因為 LMS 可能不好解,所以用 LLMS 找近似最佳解。

Solve the LLMS problem

\(\Theta\) 是 prior、\(X\) 是 observation。

我們的 estimator 是線性的,即 \(\hat \Theta = aX+b\)。所以要最小化的目標是 \(E\big[(\Theta-aX-b)^2 \big]\)。

假設 \(a\) 已知,我們可以將 \(\Theta-aX\) 視為一全新的 r.v. \(Y\);使 \(E\big[(Y-b)^2 \big]\) 最小化的 \(b\) 正是 \(E[Y]\) 。於是 \(b = E[\Theta - aX]\)。


\[\begin{align*} E\big[(\Theta-aX-E[\Theta-aX])^2 \big] &= var(\Theta-aX) \\ &= var(\Theta) + a^2var(X) - 2a\cdot cov(\Theta, X)。 \end{align*}\]

這是 \(a\) 的二次函數;因為 \(var(X)\) 恆正(設非零),所以對此微分可以得到最小值所在,也就是

\[a = {cov(\Theta, X)\over var(X)}。\]


\[\begin{align*} \hat \Theta_L &= aX+b \\ &= E[\Theta] + {cov(\Theta, X)\over var(X)}(X-E[X]) \\ &= E[\Theta] + \rho{\sigma_{\Theta}\over \sigma_X}(X-E[X])。 \end{align*}\]


相較於 LMS 的 \(\hat \Theta = E[\Theta\vert X]\),\(\hat \Theta_L\) 只和 means, variances, and covariance 有關,代表我們不需要知道全部有關 \(\Theta\) 和 \(X\) 的 distribution 資訊。這是很好的性質!

也就是說,對於兩組隨機變數 \(\Theta_1, X_1\) 和 \(\Theta_2, X_2\),只要兩兩對應的 mean, variance, and covariance 都相等,則 \(\hat \Theta_{L, 1} = \hat \Theta_{L, 2}\)!\(\Theta_1, X_1, \Theta_2, X_2\) 是什麼 distribution 不重要!

關於 performance,

\[E\big[(\hat\Theta_L - \Theta)^2 \big] = (1-\rho^2)var(\Theta)。\]

可以先假設 \(E[\Theta]=E[X]=0\),再將等式左邊依定義展開,即可得到等式右邊。由此可見,\(\rho\) 在 LLMS 中扮演重要的角色:不僅影響 estimator,也牽動著誤差。



Different Data Represnetations

In LMS, \(E[\Theta\vert X]\) is the same as \(E[\Theta\vert X^3]\).

I suspect that once \(g(X)\) is one-to-one and onto, \(E[\Theta\vert X] = E[\Theta\vert g(X)]\), but it is not proved yet.

However, in LLMS, estimator \(\hat \Theta=aX+b\) is different from estimator \(\hat \Theta=aX^3+b\). Which is the better one? That depends on the problem we are solving.

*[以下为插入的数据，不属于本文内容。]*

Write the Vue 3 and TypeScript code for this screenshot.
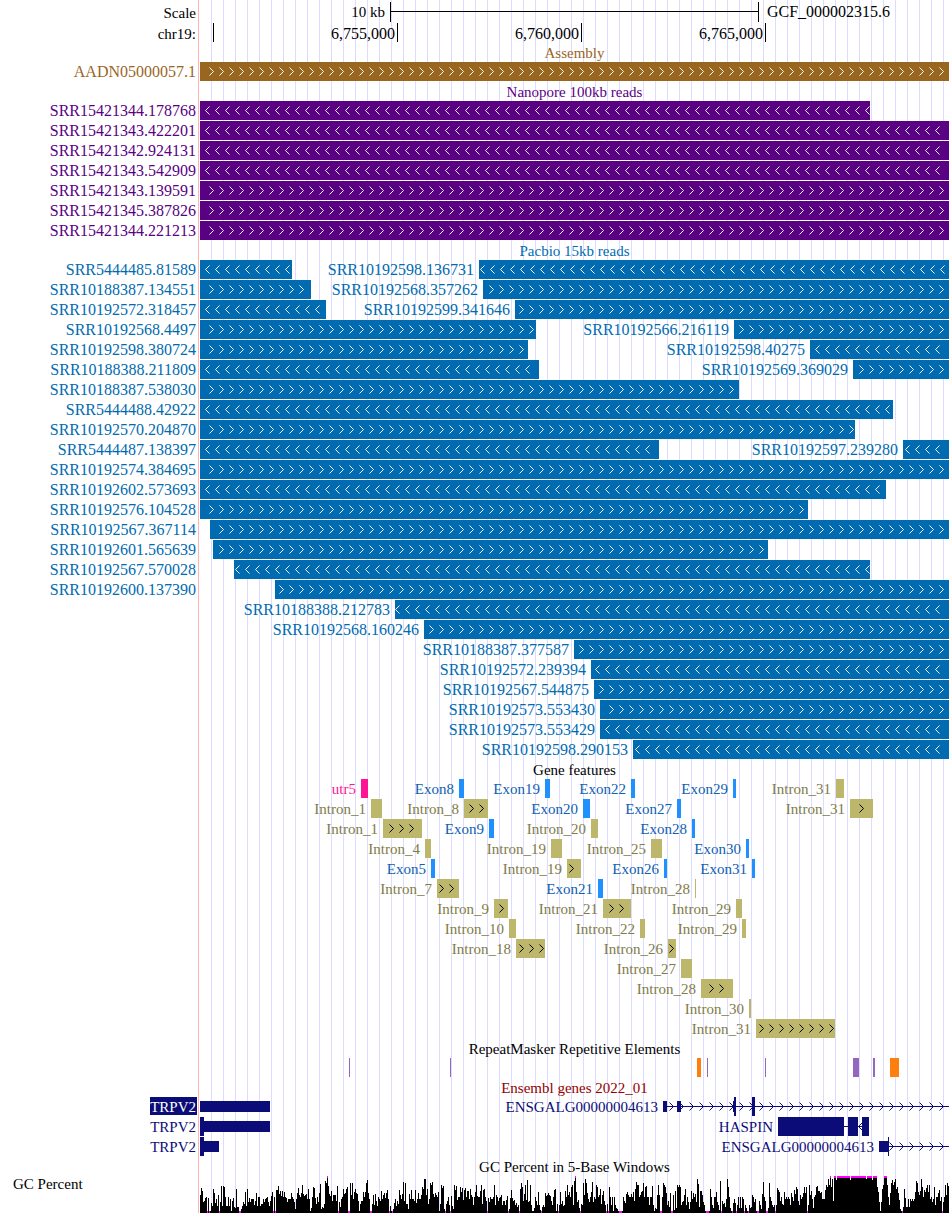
<script setup lang="ts">
type Strand = '>' | '<' | ''

interface Feature {
  name: string
  start: number
  end: number
  strand?: Strand
  kind?: string
  phase?: number
}

interface Block {
  start: number
  end: number
  size: 'thin' | 'full'
}

interface Gene {
  name: string
  blocks: Block[]
  line?: [number, number]
  arrows?: number[]
  strand?: Strand
  active?: boolean
}

interface Track {
  title: string
  tone: string
  rows: Feature[][]
}

/* The window spans ORIGIN to ORIGIN + SPAN in plot units. */
const ORIGIN = 200
const SPAN = 749
const EDGE = ORIGIN + SPAN
const STEP = 10

const pct = (units: number): string => `${(units / SPAN) * 100}%`
const at = (x: number): string => pct(x - ORIGIN)
const labelStyle = (x: number) => ({ right: pct(EDGE - x) })

const f = (name: string, start: number, end: number, strand: Strand = '', kind = '', phase?: number): Feature => ({
  name,
  start,
  end,
  strand,
  kind,
  phase,
})

/* Strand arrows sit on a lattice shared by all rows, and only where they fit whole. */
function arrowsOf(item: Feature): number[] {
  if (!item.strand) return []
  const phase = item.phase ?? (item.strand === '>' ? 9 : 5)
  const out: number[] = []
  for (let x = ORIGIN + phase; x + 5 <= item.end; x += STEP) {
    if (x >= item.start) out.push(x)
  }
  return out
}

const ticks = [
  { x: 213, text: '' },
  { x: 397, text: '6,755,000' },
  { x: 581, text: '6,760,000' },
  { x: 765, text: '6,765,000' },
]

const exon = (name: string, start: number, end: number) => f(name, start, end, '', 'exon')
const intron = (name: string, start: number, end: number, strand: Strand = '') => f(name, start, end, strand, 'intron')

const tracks: Track[] = [
  { title: 'Assembly', tone: 'assembly reads', rows: [[f('AADN05000057.1', 200, 949, '>')]] },
  {
    title: 'Nanopore 100kb reads',
    tone: 'nanopore reads',
    rows: [
      [f('SRR15421344.178768', 200, 870, '<')],
      [f('SRR15421343.422201', 200, 949, '<')],
      [f('SRR15421342.924131', 200, 949, '<')],
      [f('SRR15421343.542909', 200, 949, '<')],
      [f('SRR15421343.139591', 200, 949, '>')],
      [f('SRR15421345.387826', 200, 949, '>')],
      [f('SRR15421344.221213', 200, 949, '>')],
    ],
  },
  {
    title: 'Pacbio 15kb reads',
    tone: 'pacbio reads',
    rows: [
      [f('SRR5444485.81589', 200, 292, '<'), f('SRR10192598.136731', 479, 949, '<', '', 0)],
      [f('SRR10188387.134551', 200, 311, '>'), f('SRR10192568.357262', 483, 949, '>')],
      [f('SRR10192572.318457', 200, 326, '<'), f('SRR10192599.341646', 515, 949, '>')],
      [f('SRR10192568.4497', 200, 536, '>'), f('SRR10192566.216119', 734, 949, '>')],
      [f('SRR10192598.380724', 200, 528, '>'), f('SRR10192598.40275', 810, 949, '<')],
      [f('SRR10188388.211809', 200, 539, '<'), f('SRR10192569.369029', 853, 949, '>')],
      [f('SRR10188387.538030', 200, 739, '>')],
      [f('SRR5444488.42922', 200, 893, '<')],
      [f('SRR10192570.204870', 200, 855, '>')],
      [f('SRR5444487.138397', 200, 659, '<'), f('SRR10192597.239280', 903, 949, '<')],
      [f('SRR10192574.384695', 200, 949, '>')],
      [f('SRR10192602.573693', 200, 886, '<')],
      [f('SRR10192576.104528', 200, 808, '>')],
      [f('SRR10192567.367114', 210, 949, '>')],
      [f('SRR10192601.565639', 213, 768, '>')],
      [f('SRR10192567.570028', 234, 870, '<')],
      [f('SRR10192600.137390', 275, 949, '>')],
      [f('SRR10188388.212783', 395, 949, '<')],
      [f('SRR10192568.160246', 424, 949, '>')],
      [f('SRR10188387.377587', 574, 949, '>')],
      [f('SRR10192572.239394', 591, 949, '<')],
      [f('SRR10192567.544875', 594, 949, '>')],
      [f('SRR10192573.553430', 600, 949, '>')],
      [f('SRR10192573.553429', 600, 949, '<')],
      [f('SRR10192598.290153', 633, 949, '<')],
    ],
  },
  {
    title: 'Gene features',
    tone: 'features',
    rows: [
      [
        f('utr5', 361, 368, '', 'utr'),
        exon('Exon8', 459, 464),
        exon('Exon19', 545, 550),
        exon('Exon22', 631, 635),
        exon('Exon29', 733, 736),
        intron('Intron_31', 836, 844),
      ],
      [
        intron('Intron_1', 371, 382),
        intron('Intron_8', 464, 488, '>'),
        exon('Exon20', 583, 590),
        exon('Exon27', 677, 681),
        intron('Intron_31', 850, 873, '>'),
      ],
      [
        intron('Intron_1', 383, 422, '>'),
        exon('Exon9', 489, 494),
        intron('Intron_20', 591, 598),
        exon('Exon28', 692, 695),
      ],
      [
        intron('Intron_4', 425, 431),
        intron('Intron_19', 551, 562),
        intron('Intron_25', 651, 662),
        exon('Exon30', 746, 749),
      ],
      [
        exon('Exon5', 431, 435),
        intron('Intron_19', 567, 581, '>'),
        exon('Exon26', 664, 667),
        exon('Exon31', 752, 755),
      ],
      [intron('Intron_7', 437, 459, '>'), exon('Exon21', 598, 603), intron('Intron_28', 695, 696)],
      [intron('Intron_9', 494, 508, '>'), intron('Intron_21', 603, 631, '>'), intron('Intron_29', 736, 742)],
      [intron('Intron_10', 509, 516), intron('Intron_22', 640, 645), intron('Intron_29', 742, 746)],
      [intron('Intron_18', 516, 545, '>'), intron('Intron_26', 668, 676, '>')],
      [intron('Intron_27', 681, 692)],
      [intron('Intron_28', 701, 733, '>')],
      [intron('Intron_30', 749, 751)],
      [intron('Intron_31', 756, 835, '>')],
    ],
  },
  {
    title: 'RepeatMasker Repetitive Elements',
    tone: 'repeats',
    rows: [
      [
        f('', 349, 350, '', 'simple'),
        f('', 450, 451, '', 'simple'),
        f('', 697, 701, '', 'low'),
        f('', 707, 708, '', 'simple'),
        f('', 765, 766, '', 'simple'),
        f('', 853, 859, '', 'simple'),
        f('', 873, 875, '', 'simple'),
        f('', 890, 899, '', 'low'),
      ],
    ],
  },
]

const range = (from: number, to: number): number[] => {
  const out: number[] = []
  for (let x = from; x + 5 <= to; x += STEP) out.push(x)
  return out
}

interface GeneRow {
  side?: Gene
  inner?: Gene
}

const geneRows: GeneRow[] = [
  {
    side: { name: 'TRPV2', active: true, blocks: [{ start: 200, end: 270, size: 'thin' }] },
    inner: {
      name: 'ENSGALG00000004613',
      line: [663, 949],
      strand: '>',
      arrows: range(669, 949),
      blocks: [
        { start: 663, end: 667, size: 'thin' },
        { start: 677, end: 681, size: 'thin' },
        { start: 733, end: 734, size: 'thin' },
        { start: 734, end: 736, size: 'full' },
        { start: 752, end: 755, size: 'full' },
      ],
    },
  },
  {
    side: {
      name: 'TRPV2',
      blocks: [
        { start: 200, end: 204, size: 'full' },
        { start: 204, end: 270, size: 'thin' },
      ],
    },
    inner: {
      name: 'HASPIN',
      line: [778, 869],
      strand: '<',
      arrows: [858],
      blocks: [
        { start: 778, end: 844, size: 'full' },
        { start: 848, end: 858, size: 'full' },
        { start: 862, end: 869, size: 'full' },
      ],
    },
  },
  {
    side: {
      name: 'TRPV2',
      blocks: [
        { start: 200, end: 204, size: 'full' },
        { start: 204, end: 219, size: 'thin' },
      ],
    },
    inner: {
      name: 'ENSGALG00000004613',
      line: [879, 949],
      strand: '>',
      arrows: range(889, 949),
      blocks: [
        { start: 879, end: 888, size: 'thin' },
        { start: 888, end: 889, size: 'full' },
      ],
    },
  },
]

const sideOf = (row: Feature[]): Feature | undefined => row.find((i) => i.name && i.start < 300)
const innerOf = (row: Feature[]): Feature[] => row.filter((i) => i.name && i.start >= 300)

/* Bar height per column; 0 falls below the viewing range and CAP is clipped above it. */
const PLOT = 37
const CAP = 35
const gc: number[] = [
  18, 25, 22, 11, 12, 15, 16, 0, 15, 0, 2, 10, 7, 24, 20, 10, 14, 7, 18, 0, 11, 27, 7, 27, 26, 16, 7, 7, 16, 7,
  14, 2, 12, 15, 6, 5, 24, 6, 6, 0, 0, 4, 7, 11, 9, 21, 7, 24, 11, 15, 11, 14, 14, 14, 8, 12, 20, 7, 16, 16,
  7, 9, 9, 14, 11, 14, 15, 16, 11, 7, 12, 17, 21, 0, 16, 0, 23, 23, 27, 19, 22, 17, 22, 16, 21, 16, 15, 11, 14, 14,
  14, 20, 16, 14, 11, 4, 14, 20, 25, 18, 16, 20, 28, 19, 17, 18, 19, 14, 24, 14, 2, 5, 16, 26, 25, 15, 9, 16, 11, 20,
  29, 4, 6, 5, 9, 32, 30, 35, 27, 19, 17, 22, 12, 18, 18, 18, 12, 27, 0, 11, 6, 14, 16, 24, 19, 20, 24, 26, 0, 0,
  30, 18, 30, 14, 21, 24, 20, 19, 12, 2, 9, 12, 12, 21, 16, 21, 30, 33, 20, 14, 0, 0, 9, 18, 8, 19, 12, 7, 16, 14,
  12, 22, 14, 18, 20, 15, 20, 23, 14, 0, 7, 2, 0, 4, 10, 14, 7, 12, 9, 23, 18, 14, 19, 31, 12, 30, 9, 9, 4, 19,
  14, 23, 14, 14, 12, 23, 10, 14, 20, 14, 14, 18, 26, 24, 34, 34, 18, 24, 9, 14, 30, 28, 31, 19, 16, 20, 18, 16, 21, 2,
  9, 28, 25, 27, 4, 0, 9, 12, 16, 8, 0, 17, 7, 4, 28, 23, 27, 13, 16, 16, 26, 21, 25, 13, 23, 25, 16, 22, 22, 14,
  24, 18, 16, 8, 16, 21, 28, 17, 16, 16, 22, 28, 9, 23, 24, 16, 12, 0, 15, 11, 16, 14, 14, 16, 28, 8, 18, 16, 12, 15,
  16, 18, 8, 12, 12, 8, 13, 17, 0, 4, 15, 23, 15, 12, 13, 8, 10, 6, 8, 0, 24, 30, 26, 12, 19, 28, 13, 33, 11, 12,
  28, 8, 2, 2, 5, 16, 12, 8, 21, 8, 3, 0, 6, 8, 6, 20, 17, 18, 20, 18, 17, 12, 8, 16, 23, 24, 2, 9, 0, 8,
  21, 9, 12, 7, 8, 22, 16, 28, 18, 21, 16, 26, 28, 8, 32, 35, 21, 11, 13, 5, 0, 9, 8, 30, 18, 34, 30, 20, 14, 11,
  16, 21, 31, 11, 16, 14, 28, 26, 16, 18, 24, 9, 18, 22, 12, 8, 0, 9, 0, 26, 16, 8, 16, 2, 16, 8, 5, 4, 2, 0,
  0, 0, 2, 16, 12, 10, 19, 21, 18, 16, 16, 19, 16, 21, 12, 24, 31, 28, 28, 16, 18, 21, 22, 30, 16, 26, 27, 16, 16, 8,
  16, 16, 27, 8, 2, 5, 4, 18, 28, 18, 0, 0, 16, 30, 28, 26, 20, 8, 12, 6, 20, 0, 0, 18, 3, 22, 5, 28, 26, 28,
  26, 8, 11, 12, 18, 24, 8, 16, 11, 4, 11, 22, 14, 20, 16, 19, 11, 34, 29, 6, 22, 22, 18, 11, 8, 2, 0, 0, 0, 2,
  24, 16, 8, 5, 16, 16, 21, 11, 8, 3, 32, 0, 12, 9, 10, 6, 14, 34, 26, 16, 5, 2, 0, 10, 14, 10, 0, 8, 16, 5,
  16, 5, 16, 14, 0, 8, 5, 2, 0, 8, 5, 6, 18, 16, 11, 14, 2, 0, 0, 12, 8, 4, 19, 31, 16, 12, 0, 0, 5, 30,
  16, 12, 8, 6, 8, 0, 8, 25, 23, 21, 12, 16, 9, 8, 21, 14, 16, 14, 16, 14, 8, 20, 16, 12, 23, 19, 26, 24, 12, 8,
  18, 14, 16, 20, 26, 20, 26, 0, 8, 28, 18, 22, 14, 5, 16, 18, 26, 27, 22, 22, 20, 21, 14, 14, 14, 23, 28, 26, 34, 28,
  35, 26, 34, 12, 35, 35, 33, 35, 35, 35, 35, 35, 35, 35, 35, 35, 35, 35, 35, 35, 33, 35, 35, 35, 35, 35, 35, 35, 35, 35,
  35, 35, 35, 35, 35, 35, 34, 35, 35, 35, 35, 35, 33, 35, 35, 35, 35, 26, 21, 11, 2, 11, 24, 28, 35, 35, 35, 28, 16, 8,
  20, 30, 33, 28, 31, 34, 24, 26, 20, 13, 4, 2, 0, 6, 24, 15, 6, 6, 14, 6, 14, 12, 14, 12, 14, 21, 32, 30, 21, 18,
  22, 34, 26, 16, 23, 21, 25, 28, 21, 28, 14, 16, 11, 14, 26, 8, 16, 16, 20, 23, 12, 16, 0, 11, 16, 28, 18, 30, 27,
]

const gcBars = gc.map((h, i) => `M${i} ${PLOT}v${-h}h1v${h}z`).join('')
const gcOver = gc.map((h, i) => (h >= CAP ? `M${i} 0h1v2h-1z` : '')).join('')
const gcUnder = gc.map((h, i) => (h === 0 ? `M${i} ${PLOT - 2}h1v2h-1z` : '')).join('')
</script>

<template>
  <main class="browser">
    <svg class="defs" aria-hidden="true">
      <defs>
        <path id="arrow-fwd" d="M.5 .5L4.5 4.5L.5 8.5" />
        <path id="arrow-rev" d="M4.5 .5L.5 4.5L4.5 8.5" />
      </defs>
    </svg>

    <header class="ruler">
      <div class="row scale">
        <span class="side">Scale</span>
        <div class="lane">
          <svg class="marks" aria-hidden="true">
            <rect :x="at(390)" y="11" :width="pct(368)" height="1" />
            <rect :x="at(390)" y="2" width="1" height="20" />
            <rect :x="at(758)" y="2" width="1" height="20" />
          </svg>
          <span class="tag" :style="labelStyle(390)">10 kb</span>
          <span class="genome" :style="{ left: at(758) }">GCF_000002315.6</span>
        </div>
      </div>
      <div class="row coords">
        <span class="side">chr19:</span>
        <div class="lane">
          <svg class="marks" aria-hidden="true">
            <rect v-for="t in ticks" :key="t.x" :x="at(t.x)" y="1" width="1" height="19" />
          </svg>
          <template v-for="t in ticks" :key="t.x">
            <span v-if="t.text" class="tag near" :style="labelStyle(t.x)">{{ t.text }}</span>
          </template>
        </div>
      </div>
    </header>

    <section v-for="track in tracks" :key="track.title" :class="['track', track.tone]">
      <h2>{{ track.title }}</h2>
      <div v-for="(row, r) in track.rows" :key="r" class="row">
        <span class="side">{{ sideOf(row)?.name }}</span>
        <div class="lane">
          <svg class="marks" aria-hidden="true">
            <g v-for="(item, i) in row" :key="i" :class="item.kind">
              <rect :x="at(item.start)" y="0" :width="pct(item.end - item.start)" height="19" />
              <use
                v-for="x in arrowsOf(item)"
                :key="x"
                class="arrow"
                :href="item.strand === '>' ? '#arrow-fwd' : '#arrow-rev'"
                :x="at(x)"
                y="5"
              />
            </g>
          </svg>
          <span
            v-for="(item, i) in innerOf(row)"
            :key="i"
            :class="['tag', item.kind]"
            :style="labelStyle(item.start)"
            >{{ item.name }}</span
          >
        </div>
      </div>
    </section>

    <section class="track genes">
      <h2>Ensembl genes 2022_01</h2>
      <div v-for="(row, r) in geneRows" :key="r" class="row">
        <span class="side"
          ><span :class="{ active: row.side?.active }">{{ row.side?.name }}</span></span
        >
        <div class="lane">
          <svg class="marks" aria-hidden="true">
            <template v-for="(gene, g) in [row.side, row.inner]" :key="g">
              <g v-if="gene">
                <rect
                  v-if="gene.line"
                  :x="at(gene.line[0])"
                  y="9"
                  :width="pct(gene.line[1] - gene.line[0])"
                  height="1"
                />
                <use
                  v-for="x in gene.arrows ?? []"
                  :key="x"
                  class="arrow"
                  :href="gene.strand === '>' ? '#arrow-fwd' : '#arrow-rev'"
                  :x="at(x)"
                  y="5"
                />
                <rect
                  v-for="(b, k) in gene.blocks"
                  :key="k"
                  :x="at(b.start)"
                  :y="b.size === 'full' ? 0 : 4"
                  :width="pct(b.end - b.start)"
                  :height="b.size === 'full' ? 19 : 11"
                />
              </g>
            </template>
          </svg>
          <span v-if="row.inner" class="tag" :style="labelStyle(row.inner.blocks[0].start)">{{
            row.inner.name
          }}</span>
        </div>
      </div>
    </section>

    <section class="track gc">
      <h2>GC Percent in 5-Base Windows</h2>
      <div class="row plot-row">
        <span class="side">GC Percent</span>
        <svg class="plot" :viewBox="`0 0 ${SPAN} ${PLOT}`" preserveAspectRatio="none" role="img" aria-label="GC Percent">
          <path class="value" :d="gcBars" />
          <path class="clip" :d="gcOver" />
          <path class="clip" :d="gcUnder" />
        </svg>
      </div>
    </section>
  </main>
</template>

<style>
body {
  margin: 0;
  background: #fff;
}
</style>

<style scoped>
.browser {
  padding-right: 1px;
  overflow: hidden;
  color: #000;
  font-family: 'Liberation Serif', 'Times New Roman', serif;
  font-size: 15px;
  line-height: 20px;
  background:
    linear-gradient(#ffb4b4, #ffb4b4) 198px 0 / 1px 100% no-repeat,
    repeating-linear-gradient(to right, transparent 0 11px, #dcdcff 11px 12px) 200px 0 / 100% 100% no-repeat;
}

.defs {
  position: absolute;
  width: 0;
  height: 0;
}

.row {
  display: grid;
  grid-template-columns: 200px minmax(0, 1fr);
  height: 20px;
}

.side {
  padding-right: 4px;
  text-align: right;
  white-space: nowrap;
}

.lane {
  position: relative;
}

.marks {
  display: block;
  width: 100%;
  height: 100%;
  fill: currentColor;
  shape-rendering: crispEdges;
}

.arrow {
  fill: none;
  stroke: #fff;
  stroke-width: 1;
  shape-rendering: geometricPrecision;
}

.tag,
.genome {
  position: absolute;
  top: 0;
  white-space: nowrap;
}

.tag {
  padding-right: 5px;
}

.near {
  padding-right: 2px;
}

.genome {
  padding-left: 9px;
}

.reads .row,
.coords .tag,
.genome {
  font-size: 16px;
}

.scale {
  height: 22px;
  line-height: 24px;
}

.scale .side {
  line-height: 26px;
}

.coords {
  height: 21px;
  line-height: 24px;
}

h2 {
  margin: 0 0 0 200px;
  height: 19px;
  font-size: 15px;
  font-weight: 400;
  line-height: 20px;
  text-align: center;
}

.assembly {
  color: #99661f;
}

.nanopore {
  color: #5a0082;
}

.pacbio {
  color: #006bb0;
}

.features .arrow {
  stroke: #000;
}

g.exon {
  fill: #1e90ff;
}

g.intron {
  fill: #bdb76b;
}

g.utr {
  fill: #ff1493;
}

.tag.exon {
  color: #0f60b0;
}

.tag.intron {
  color: #807b48;
}

.tag.utr {
  color: #ff1493;
}

g.simple {
  fill: #9467bd;
}

g.low {
  fill: #ff7f0e;
}

.genes {
  color: #0c0c78;
}

.genes h2 {
  color: #960000;
}

.genes .arrow {
  stroke: #0c0c78;
}

.active {
  display: inline-block;
  height: 18px;
  margin-right: -1px;
  padding-right: 1px;
  color: #fff;
  background: #0c0c78;
}

.plot-row {
  height: 37px;
}

.plot-row .side {
  padding-left: 13px;
  line-height: 17px;
  text-align: left;
}

.plot {
  display: block;
  width: 100%;
  height: 37px;
  shape-rendering: crispEdges;
}

.value {
  fill: #000;
}

.clip {
  fill: #f0f;
}
</style>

Moreover, we can even consider \(\hat \Theta=a_1X+a_2X^2+a_3X^3+b\). Although the functions of \(X\) appeared are not necessarily linear, the coefficients are linear, and that’s pretty enough. After all, when dealing with LLMS, we solve a system of linear equations of the coefficients, not \(X\)s. To generalize, we can apply the methodology of LLMS for estimators of the form:

\[\hat \Theta_L = b + \sum_{i=1}^na_ig_i(X),\]

where \(g_i(X)\) can be any well-defined function.

越複雜的 estimator 越難計算,但或許效果比較好,視問題而定。